Dan had written a couple of books about our life together; one about our efforts to adopt our son, D.J., and one about our decision to get married, in Canada, on our tenth anniversary. My rule has always been that Dan could write whatever he wanted to about us, and say whatever he wanted to say on TV, so long as I didn't have to go on TV or do any interviews or pose for any photographs.
But I agreed to make this video. I wanted to reach out to the kids I was reading about—kids who were being bullied, sometimes to death, because they were gay or perceived to be gay—because I knew that not every LGBT kid is lucky enough to have parents as loving and supportive as mine would turn out to be.
I don't need to tell anyone reading this book what happened next. There were thousands of people out there who had the same reaction I did to Dan's idea: People wanted to help; people wanted to reach out to bullied and hurting LGBT kids with messages of hope, love, and support. People wanted to share their stories, and their joy, and their advice for getting through it and, if possible, making it better.
So what's next for the It Gets Better Project?
In a way, the messages in this book and the videos online are a little like those red ribbons for AIDS awareness that everyone was wearing to the Oscars in the 1990s. Red ribbons did an important job of raising awareness and giving comfort. But here's the crucial difference between the It Gets Better videos and red ribbons: Those ribbons are gone now, moldering away in dresser drawers and landfills, no longer doing the job they were designed to do. But these videos will continue to exist online. Fifteen-year-old kids who need to see them now can watch them now, and five-year-old kids who will need to see them in ten years will be able to watch them then.

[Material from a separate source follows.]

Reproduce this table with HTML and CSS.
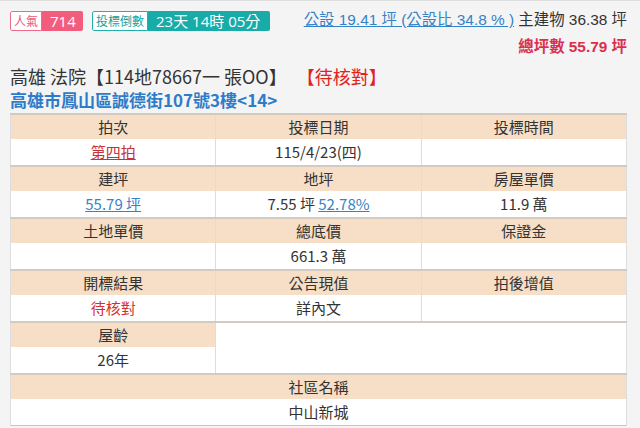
FILE: index.html
```html
<!DOCTYPE html>
<html lang="zh-Hant">
<head>
<meta charset="utf-8">
<title>法拍物件</title>
<link rel="stylesheet" href="styles.css">
</head>
<body>
<div class="top">
  <div class="badges">
    <span class="badge pink"><span class="lab">人氣</span><span class="val">714</span></span>
    <span class="badge teal"><span class="lab">投標倒數</span><span class="val">23天 14時 05分</span></span>
  </div>
  <div class="area">
    <div><a class="link" href="#">公設 19.41 坪 (公設比 34.8 % )</a> 主建物 36.38 坪</div>
    <div class="total">總坪數 55.79 坪</div>
  </div>
</div>
<div class="title">高雄 法院【114地78667一 張OO】 <span class="status">【待核對】</span></div>
<div class="addr">高雄市鳳山區誠德街107號3樓&lt;14&gt;</div>
<table class="info">
  <tr class="hd"><td>拍次</td><td>投標日期</td><td>投標時間</td></tr>
  <tr class="dt"><td><span class="redu">第四拍</span></td><td>115/4/23(四)</td><td></td></tr>
  <tr class="hd"><td>建坪</td><td>地坪</td><td>房屋單價</td></tr>
  <tr class="dt"><td><span class="blu">55.79 坪</span></td><td>7.55 坪 <span class="blu">52.78%</span></td><td>11.9 萬</td></tr>
  <tr class="hd"><td>土地單價</td><td>總底價</td><td>保證金</td></tr>
  <tr class="dt"><td></td><td>661.3 萬</td><td></td></tr>
  <tr class="hd"><td>開標結果</td><td>公告現值</td><td>拍後增值</td></tr>
  <tr class="dt"><td class="red">待核對</td><td>詳內文</td><td></td></tr>
  <tr class="hd"><td>屋齡</td><td class="blank" colspan="2" rowspan="2"></td></tr>
  <tr class="dt"><td>26年</td></tr>
  <tr class="hd"><td colspan="3">社區名稱</td></tr>
  <tr class="dt"><td colspan="3">中山新城</td></tr>
</table>
</body>
</html>
```
FILE: styles.css
```css
html, body {
  margin: 0;
  background: #f4f4f4;
}
body {
  padding: 0 10px;
  border-top: 1px solid #dedede;
  font-family: "Noto Sans CJK TC", "Noto Sans", sans-serif;
  color: #333;
  overflow: hidden;
}
.top {
  display: flex;
  justify-content: space-between;
  align-items: flex-start;
  height: 57px;
}
.badges {
  display: flex;
  gap: 9px;
  margin-top: 10px;
}
.badge {
  display: flex;
  height: 20px;
  border-radius: 2px;
  overflow: hidden;
}
.badge .lab {
  font-size: 12px;
  line-height: 18px;
  padding: 0 3px;
  background: #fff;
  border: 1px solid;
  border-radius: 2px 0 0 2px;
}
.badge .val {
  color: #fff;
  font-family: "Open Sans", "Noto Sans CJK TC", sans-serif;
  font-size: 15px;
  line-height: 20px;
}
.pink .lab { color: #e9587a; border-color: #ef6a88; }
.pink .val { background: #f25d7d; padding: 0 6px 0 8px; width: 27px; }
.teal .lab { color: #1a9f9c; border-color: #1fb0ac; }
.teal .val { background: #18aba7; padding: 0 10px 0 8px; }
.area {
  text-align: right;
  font-family: "Liberation Sans", "Noto Sans CJK TC", sans-serif;
  font-size: 15.4px;
  line-height: 22px;
  padding-top: 8px;
  padding-right: 3px;
  color: #333;
}
.link {
  color: #3482c7;
  text-decoration: underline;
}
.total {
  margin-top: 5px;
  color: #d9304c;
  font-weight: bold;
}
.title {
  margin-top: 6px;
  font-size: 18px;
  line-height: 24px;
  color: #333;
}
.status {
  color: #e3221c;
  margin-left: 6px;
}
.addr {
  font-size: 17px;
  line-height: 24px;
  color: #2e7cc9;
  font-weight: bold;
}
.info {
  margin-top: 1px;
  width: 617px;
  border-collapse: collapse;
  table-layout: fixed;
  background: #fff;
  border: 1px solid #c9c3bb;
  font-size: 15px;
  color: #333;
}
.info td {
  text-align: center;
  border-left: 1px solid #ddd;
  border-right: 1px solid #ddd;
  padding: 0;
}
.info .hd td {
  background: #f6dfc6;
  height: 24px;
  line-height: 24px;
  border-top: 2px solid #d3cbc1;
}
.info .hd td.blank {
  background: #fff;
}
.info .dt td {
  height: 26px;
  line-height: 26px;
}
.redu {
  color: #c8323a;
  text-decoration: underline;
}
.red {
  color: #d9302f;
}
.blu {
  color: #3483c8;
  text-decoration: underline;
}
```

Which is why we've created—with the help of the folks at Blue State Digital—a stand-alone website. These videos will always be archived at
itgetsbetter.org
. So the same videos that are today giving hope to LGBT adolescents will be giving hope to LGBT adolescents for years to come.
 
I want to say a few words to LGBT kids who've just finished reading this book.
Middle school and high school can be hard. Believe me, I know. When I was in school I was pushed into lockers, shoved to the floor, punched, slapped—and that was just the physical abuse. I probably don't need to tell you about all the times I was called names. When my parents went to the school to complain, the principal told them that I was bringing the harassment on myself by “acting that way.”
There's so much coming at you right now: new feelings, new people, new experiences. Not all of those feelings are positive, not all of those people are kind, and not all of those experiences are pleasant. Sometimes you can feel lost and alone. I did. Kids can be cruel, parents can be hurtful, and preachers can be particularly hateful, quoting certain verses from the Bible while ignoring others. And there are still teachers and school administrators out there who ignore or excuse bullying.
But, after reading this book, you know that there are people out there who went through what you're going through. You've heard from parents who love their gay kids and religious leaders who want you to know that not all faiths reject you. You've heard from teachers and educators who are working to make schools safer and more welcoming for you and other kids who are different. And you've heard from politicians who are committed to standing up for you and your rights.
And there are thousands of more messages like these online—go to
itgetsbetter.org
to watch them—and there are more coming in every day. You don't have to sift through the clues like I did when my dad tried to reassure me, as best he could. The message you're receiving today is much simpler, much louder, and much clearer.